*DIRECTION:* Note how many lines hold "index" and report that number by itself.

*RAW RECORDS:*
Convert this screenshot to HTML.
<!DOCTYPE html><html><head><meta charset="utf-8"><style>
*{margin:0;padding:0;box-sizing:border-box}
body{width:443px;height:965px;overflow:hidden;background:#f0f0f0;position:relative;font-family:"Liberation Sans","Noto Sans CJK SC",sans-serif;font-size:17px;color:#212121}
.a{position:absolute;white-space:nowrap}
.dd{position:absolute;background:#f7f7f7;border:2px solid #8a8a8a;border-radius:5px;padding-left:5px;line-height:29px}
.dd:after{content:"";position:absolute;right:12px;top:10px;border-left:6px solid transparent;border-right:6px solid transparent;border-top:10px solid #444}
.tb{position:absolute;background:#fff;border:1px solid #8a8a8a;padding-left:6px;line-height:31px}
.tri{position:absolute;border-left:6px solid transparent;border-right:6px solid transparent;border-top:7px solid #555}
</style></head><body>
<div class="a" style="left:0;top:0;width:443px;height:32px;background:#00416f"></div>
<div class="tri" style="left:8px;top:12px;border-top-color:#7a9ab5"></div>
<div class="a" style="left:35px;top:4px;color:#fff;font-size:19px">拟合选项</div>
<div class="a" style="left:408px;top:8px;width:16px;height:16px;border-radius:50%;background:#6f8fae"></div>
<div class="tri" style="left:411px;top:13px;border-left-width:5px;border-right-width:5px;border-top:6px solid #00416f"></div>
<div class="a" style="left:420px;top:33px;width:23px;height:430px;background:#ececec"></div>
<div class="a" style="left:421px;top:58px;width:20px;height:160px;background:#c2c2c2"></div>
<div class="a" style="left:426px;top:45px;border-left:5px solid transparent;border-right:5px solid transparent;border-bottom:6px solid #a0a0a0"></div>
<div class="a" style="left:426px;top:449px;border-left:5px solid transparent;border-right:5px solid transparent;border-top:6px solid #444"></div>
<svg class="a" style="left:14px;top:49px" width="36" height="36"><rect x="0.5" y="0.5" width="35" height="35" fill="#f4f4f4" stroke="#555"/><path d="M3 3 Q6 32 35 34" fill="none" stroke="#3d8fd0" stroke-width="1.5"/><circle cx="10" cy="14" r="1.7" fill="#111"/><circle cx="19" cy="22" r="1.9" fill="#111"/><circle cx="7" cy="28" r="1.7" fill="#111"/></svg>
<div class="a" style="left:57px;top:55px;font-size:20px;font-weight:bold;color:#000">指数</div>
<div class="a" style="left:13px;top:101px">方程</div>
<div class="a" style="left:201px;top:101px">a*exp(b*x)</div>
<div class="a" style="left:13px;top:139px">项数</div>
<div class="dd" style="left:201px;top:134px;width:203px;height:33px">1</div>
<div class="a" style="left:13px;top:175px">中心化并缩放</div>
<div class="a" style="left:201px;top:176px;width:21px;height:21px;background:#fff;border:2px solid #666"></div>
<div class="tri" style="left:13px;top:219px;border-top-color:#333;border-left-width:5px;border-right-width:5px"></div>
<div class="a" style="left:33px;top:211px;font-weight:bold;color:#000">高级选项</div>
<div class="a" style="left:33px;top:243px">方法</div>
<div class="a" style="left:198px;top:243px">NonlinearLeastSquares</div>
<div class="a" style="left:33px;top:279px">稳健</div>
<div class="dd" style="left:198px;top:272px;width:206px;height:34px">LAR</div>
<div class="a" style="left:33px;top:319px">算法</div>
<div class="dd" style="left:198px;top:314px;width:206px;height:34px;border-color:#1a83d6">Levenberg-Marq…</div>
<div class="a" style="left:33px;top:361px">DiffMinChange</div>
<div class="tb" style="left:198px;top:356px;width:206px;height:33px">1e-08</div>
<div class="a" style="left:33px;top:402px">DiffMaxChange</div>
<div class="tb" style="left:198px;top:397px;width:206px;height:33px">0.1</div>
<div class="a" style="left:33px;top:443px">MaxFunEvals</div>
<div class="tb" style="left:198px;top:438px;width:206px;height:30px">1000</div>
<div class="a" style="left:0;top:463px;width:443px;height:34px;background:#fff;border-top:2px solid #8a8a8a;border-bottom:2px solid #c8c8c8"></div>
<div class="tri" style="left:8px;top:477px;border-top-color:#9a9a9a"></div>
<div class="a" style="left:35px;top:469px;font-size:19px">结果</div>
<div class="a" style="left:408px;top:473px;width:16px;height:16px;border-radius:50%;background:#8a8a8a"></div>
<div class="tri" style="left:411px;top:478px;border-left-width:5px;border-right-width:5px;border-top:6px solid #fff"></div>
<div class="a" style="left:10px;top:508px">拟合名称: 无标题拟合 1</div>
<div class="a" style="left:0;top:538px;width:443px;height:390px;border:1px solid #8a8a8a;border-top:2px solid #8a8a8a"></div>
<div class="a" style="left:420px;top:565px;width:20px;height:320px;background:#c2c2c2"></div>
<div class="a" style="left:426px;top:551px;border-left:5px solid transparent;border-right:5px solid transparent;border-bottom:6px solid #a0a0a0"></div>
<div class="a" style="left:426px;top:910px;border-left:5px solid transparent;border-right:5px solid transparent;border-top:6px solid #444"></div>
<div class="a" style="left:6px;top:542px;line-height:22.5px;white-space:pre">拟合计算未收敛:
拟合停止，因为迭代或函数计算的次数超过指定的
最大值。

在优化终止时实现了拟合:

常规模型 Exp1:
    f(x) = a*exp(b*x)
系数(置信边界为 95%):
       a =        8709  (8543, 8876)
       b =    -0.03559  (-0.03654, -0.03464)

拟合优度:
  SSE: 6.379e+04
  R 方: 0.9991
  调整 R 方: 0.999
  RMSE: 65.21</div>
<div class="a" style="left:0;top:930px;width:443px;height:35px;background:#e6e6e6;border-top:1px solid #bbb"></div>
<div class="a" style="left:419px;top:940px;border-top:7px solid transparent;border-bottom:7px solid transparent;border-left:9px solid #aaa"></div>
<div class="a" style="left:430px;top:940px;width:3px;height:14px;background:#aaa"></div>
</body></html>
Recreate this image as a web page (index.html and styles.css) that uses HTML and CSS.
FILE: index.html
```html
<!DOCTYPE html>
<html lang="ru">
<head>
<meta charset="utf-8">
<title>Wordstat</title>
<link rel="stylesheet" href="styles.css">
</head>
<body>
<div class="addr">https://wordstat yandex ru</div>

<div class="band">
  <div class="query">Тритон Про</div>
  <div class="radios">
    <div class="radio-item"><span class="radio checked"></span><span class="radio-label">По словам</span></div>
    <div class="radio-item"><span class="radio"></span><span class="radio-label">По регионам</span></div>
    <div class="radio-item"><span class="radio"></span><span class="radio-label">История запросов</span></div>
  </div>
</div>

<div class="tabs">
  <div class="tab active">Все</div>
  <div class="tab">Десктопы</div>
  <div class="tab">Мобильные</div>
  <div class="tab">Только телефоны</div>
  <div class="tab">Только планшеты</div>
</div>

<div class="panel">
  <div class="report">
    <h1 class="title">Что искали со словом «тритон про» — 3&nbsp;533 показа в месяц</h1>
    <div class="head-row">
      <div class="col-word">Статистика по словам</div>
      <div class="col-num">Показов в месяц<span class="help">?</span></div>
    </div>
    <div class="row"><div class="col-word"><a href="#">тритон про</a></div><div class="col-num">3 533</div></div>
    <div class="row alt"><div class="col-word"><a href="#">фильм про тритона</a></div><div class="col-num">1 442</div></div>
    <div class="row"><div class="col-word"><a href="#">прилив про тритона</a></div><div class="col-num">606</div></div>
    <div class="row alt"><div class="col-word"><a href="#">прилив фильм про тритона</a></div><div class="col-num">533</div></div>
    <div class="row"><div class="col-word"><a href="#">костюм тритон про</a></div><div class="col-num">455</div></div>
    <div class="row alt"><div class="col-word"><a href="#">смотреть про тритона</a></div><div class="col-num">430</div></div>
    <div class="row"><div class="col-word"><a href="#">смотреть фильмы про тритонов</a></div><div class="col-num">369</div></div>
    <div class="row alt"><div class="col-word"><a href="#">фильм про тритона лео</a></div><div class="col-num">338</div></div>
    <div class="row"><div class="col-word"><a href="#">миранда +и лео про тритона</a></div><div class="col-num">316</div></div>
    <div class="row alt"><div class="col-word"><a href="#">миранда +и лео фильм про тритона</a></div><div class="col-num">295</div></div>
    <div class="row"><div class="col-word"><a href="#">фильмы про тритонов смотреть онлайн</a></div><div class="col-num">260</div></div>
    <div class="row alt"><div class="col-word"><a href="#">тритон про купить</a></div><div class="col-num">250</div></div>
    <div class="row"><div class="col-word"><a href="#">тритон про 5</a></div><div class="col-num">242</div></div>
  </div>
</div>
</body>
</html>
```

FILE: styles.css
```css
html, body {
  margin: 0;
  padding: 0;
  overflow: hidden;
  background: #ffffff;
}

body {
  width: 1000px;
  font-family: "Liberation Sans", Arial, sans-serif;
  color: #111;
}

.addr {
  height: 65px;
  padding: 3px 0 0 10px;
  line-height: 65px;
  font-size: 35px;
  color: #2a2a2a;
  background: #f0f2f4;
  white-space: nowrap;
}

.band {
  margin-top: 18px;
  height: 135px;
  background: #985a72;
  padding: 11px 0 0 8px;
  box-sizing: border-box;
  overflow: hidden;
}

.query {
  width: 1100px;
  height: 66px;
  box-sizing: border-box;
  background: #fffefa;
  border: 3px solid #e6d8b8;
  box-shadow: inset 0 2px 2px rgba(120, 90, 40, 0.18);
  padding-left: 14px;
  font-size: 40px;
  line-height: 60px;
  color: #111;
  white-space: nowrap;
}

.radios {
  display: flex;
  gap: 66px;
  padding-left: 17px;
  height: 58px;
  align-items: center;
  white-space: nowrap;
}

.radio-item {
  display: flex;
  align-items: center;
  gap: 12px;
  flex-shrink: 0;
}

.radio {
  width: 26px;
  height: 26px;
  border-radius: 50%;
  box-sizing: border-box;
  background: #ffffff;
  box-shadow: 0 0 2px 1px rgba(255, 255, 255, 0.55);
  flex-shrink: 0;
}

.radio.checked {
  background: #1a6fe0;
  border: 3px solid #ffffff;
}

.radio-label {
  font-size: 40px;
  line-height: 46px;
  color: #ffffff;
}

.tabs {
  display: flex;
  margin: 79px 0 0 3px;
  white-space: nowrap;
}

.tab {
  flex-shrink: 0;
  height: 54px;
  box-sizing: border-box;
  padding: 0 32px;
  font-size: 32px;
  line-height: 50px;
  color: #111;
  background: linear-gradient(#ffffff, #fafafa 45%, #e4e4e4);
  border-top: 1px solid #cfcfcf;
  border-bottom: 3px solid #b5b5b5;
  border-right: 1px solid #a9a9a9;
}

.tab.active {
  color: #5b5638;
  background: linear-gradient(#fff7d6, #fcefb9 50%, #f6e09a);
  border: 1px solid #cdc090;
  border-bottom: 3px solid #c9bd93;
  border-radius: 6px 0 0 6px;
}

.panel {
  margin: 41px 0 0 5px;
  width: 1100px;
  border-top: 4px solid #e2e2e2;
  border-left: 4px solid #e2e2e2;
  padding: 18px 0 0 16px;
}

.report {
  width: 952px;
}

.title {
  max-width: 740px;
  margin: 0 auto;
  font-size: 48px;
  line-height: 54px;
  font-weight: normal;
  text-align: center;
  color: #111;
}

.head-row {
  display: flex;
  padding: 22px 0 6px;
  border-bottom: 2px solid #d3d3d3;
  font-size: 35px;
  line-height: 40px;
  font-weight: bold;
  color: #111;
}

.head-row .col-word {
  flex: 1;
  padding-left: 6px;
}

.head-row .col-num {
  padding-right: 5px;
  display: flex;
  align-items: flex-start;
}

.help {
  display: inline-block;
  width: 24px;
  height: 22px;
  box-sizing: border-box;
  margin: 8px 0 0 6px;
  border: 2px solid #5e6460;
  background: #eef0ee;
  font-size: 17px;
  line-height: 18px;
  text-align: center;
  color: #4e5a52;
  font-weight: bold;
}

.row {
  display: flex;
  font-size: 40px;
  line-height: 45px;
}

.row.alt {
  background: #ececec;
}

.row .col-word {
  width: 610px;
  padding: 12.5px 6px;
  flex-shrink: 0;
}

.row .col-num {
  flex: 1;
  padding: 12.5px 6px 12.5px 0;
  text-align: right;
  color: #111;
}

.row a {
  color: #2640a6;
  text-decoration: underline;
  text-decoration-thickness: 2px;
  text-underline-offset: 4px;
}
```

*ANSWER TO THE TASK:* 2